_DATASET EXTRACT:_
-- START --
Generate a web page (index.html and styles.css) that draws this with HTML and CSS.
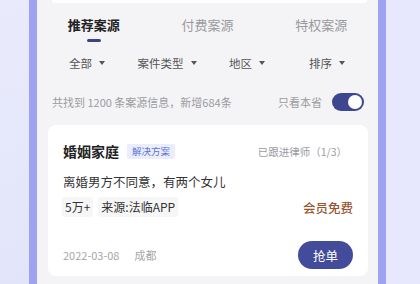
FILE: index.html
```html
<!DOCTYPE html>
<html lang="zh">
<head>
<meta charset="utf-8">
<link rel="stylesheet" href="styles.css">
</head>
<body>
<div class="screen">
  <div class="bg-left"></div>
  <div class="strip"></div>
  <div class="phone">
    <div class="top-card"></div>
    <div class="tabs">
      <div class="tab active">推荐案源<span class="indicator"></span></div>
      <div class="tab">付费案源</div>
      <div class="tab">特权案源</div>
    </div>
    <div class="filters">
      <div class="filter">全部<span class="caret"></span></div>
      <div class="filter">案件类型<span class="caret"></span></div>
      <div class="filter">地区<span class="caret"></span></div>
      <div class="filter">排序<span class="caret"></span></div>
    </div>
    <div class="info">
      <span class="count">共找到 1200 条案源信息，新增684条</span>
      <div class="province">
        <span>只看本省</span>
        <span class="toggle"><span class="knob"></span></span>
      </div>
    </div>
    <div class="card">
      <div class="card-head">
        <div class="title-wrap">
          <span class="title">婚姻家庭</span>
          <span class="tag">解决方案</span>
        </div>
        <span class="followed">已跟进律师（1/3）</span>
      </div>
      <div class="desc">离婚男方不同意，有两个女儿</div>
      <div class="meta">
        <div class="chips">
          <span class="chip">5万+</span>
          <span class="chip">来源:法临APP</span>
        </div>
        <span class="free">会员免费</span>
      </div>
      <div class="card-foot">
        <div class="when">
          <span>2022-03-08</span>
          <span>成都</span>
        </div>
        <button class="grab">抢单</button>
      </div>
    </div>
  </div>
  <div class="strip"></div>
  <div class="bg-right"></div>
</div>
</body>
</html>
```
FILE: styles.css
```css
* { box-sizing: border-box; }
html, body { margin: 0; padding: 0; }
body {
  width: 420px;
  height: 284px;
  overflow: hidden;
  font-family: "Noto Sans CJK SC", "Noto Sans", sans-serif;
  background: #e6e8fc;
}
.screen {
  display: flex;
  width: 420px;
  height: 284px;
}
.bg-left {
  width: 29px;
  background: linear-gradient(160deg, #e9ebfc 0%, #e2e4f9 100%);
}
.strip {
  width: 8px;
  background: #9da3f1;
}
.bg-right {
  flex: 1;
  background: #e7e8fd;
}
.phone {
  width: 341px;
  background: #f4f4f6;
  display: flex;
  flex-direction: column;
}
.top-card {
  height: 3px;
  margin: 0 11px 0 15px;
  background: #ffffff;
  border-radius: 0 0 6px 6px;
}
.tabs {
  display: grid;
  grid-template-columns: 1fr 1fr 1fr;
  margin-top: 13px;
}
.tab {
  position: relative;
  text-align: center;
  font-size: 13px;
  line-height: 18px;
  color: #9a9a9e;
  height: 26px;
}
.tab.active {
  color: #222;
  font-weight: 700;
}
.indicator {
  position: absolute;
  left: 50%;
  top: 23px;
  width: 14px;
  height: 3px;
  margin-left: -7px;
  border-radius: 2px;
  background: #3b4388;
}
.filters {
  display: grid;
  grid-template-columns: repeat(4, 1fr);
  padding: 0 11px 0 10px;
  margin-top: 13px;
}
.filter {
  display: flex;
  align-items: center;
  justify-content: center;
  font-size: 11.5px;
  line-height: 16px;
  color: #555;
}
.caret {
  width: 0;
  height: 0;
  margin-left: 7px;
  border-left: 3px solid transparent;
  border-right: 3px solid transparent;
  border-top: 4px solid #555;
}
.info {
  display: flex;
  align-items: center;
  justify-content: space-between;
  padding: 0 14px 0 15px;
  margin-top: 22px;
  height: 18px;
}
.count {
  font-size: 11px;
  color: #9b9b9f;
}
.province {
  display: flex;
  align-items: center;
  gap: 10px;
  font-size: 11px;
  color: #9b9b9f;
}
.toggle {
  position: relative;
  width: 32px;
  height: 18px;
  border-radius: 9px;
  background: #3e4690;
}
.knob {
  position: absolute;
  right: 2px;
  top: 2px;
  width: 14px;
  height: 14px;
  border-radius: 50%;
  background: #fff;
}
.card {
  margin: 14px 10px 0 11px;
  background: #fff;
  border-radius: 8px;
  padding: 16px 15px 7px 15px;
}
.card-head {
  display: flex;
  align-items: center;
  justify-content: space-between;
  height: 20px;
}
.title-wrap {
  display: flex;
  align-items: center;
  gap: 8px;
}
.title {
  font-size: 14px;
  font-weight: 700;
  color: #1f1f1f;
  line-height: 20px;
}
.tag {
  font-size: 9.5px;
  line-height: 15px;
  padding: 0 5px;
  color: #5b72d4;
  background: #e9edfc;
  border-radius: 2px;
}
.followed {
  font-size: 10.5px;
  color: #9b9b9f;
  margin-right: 6px;
}
.desc {
  margin-top: 12px;
  font-size: 12.5px;
  line-height: 18px;
  color: #333;
}
.meta {
  margin-top: 6px;
  display: flex;
  align-items: center;
  justify-content: space-between;
  height: 20px;
}
.chips {
  display: flex;
  gap: 5px;
  margin-left: -1px;
}
.chip {
  font-size: 12px;
  line-height: 20px;
  padding: 0 3px;
  color: #333;
  background: #f6f6f7;
  border-radius: 3px;
}
.free {
  font-size: 12.5px;
  font-weight: 500;
  color: #98552f;
}
.card-foot {
  margin-top: 24px;
  display: flex;
  align-items: center;
  justify-content: space-between;
}
.when {
  display: flex;
  gap: 15px;
  font-size: 11px;
  color: #a6a6aa;
}
.grab {
  width: 55px;
  height: 28px;
  border: none;
  border-radius: 14px;
  background: #434b9b;
  color: #fff;
  font-family: "Noto Sans CJK SC", sans-serif;
  font-size: 12.5px;
  padding: 0;
}
```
-- END --
_EXERCISE OBJECTIVE:_ Only lines with the string "styles" belong in your answer; copy each one.

_RESPONSE TO THIS TASK:_
Generate a web page (index.html and styles.css) that draws this with HTML and CSS.
<link rel="stylesheet" href="styles.css">
FILE: styles.css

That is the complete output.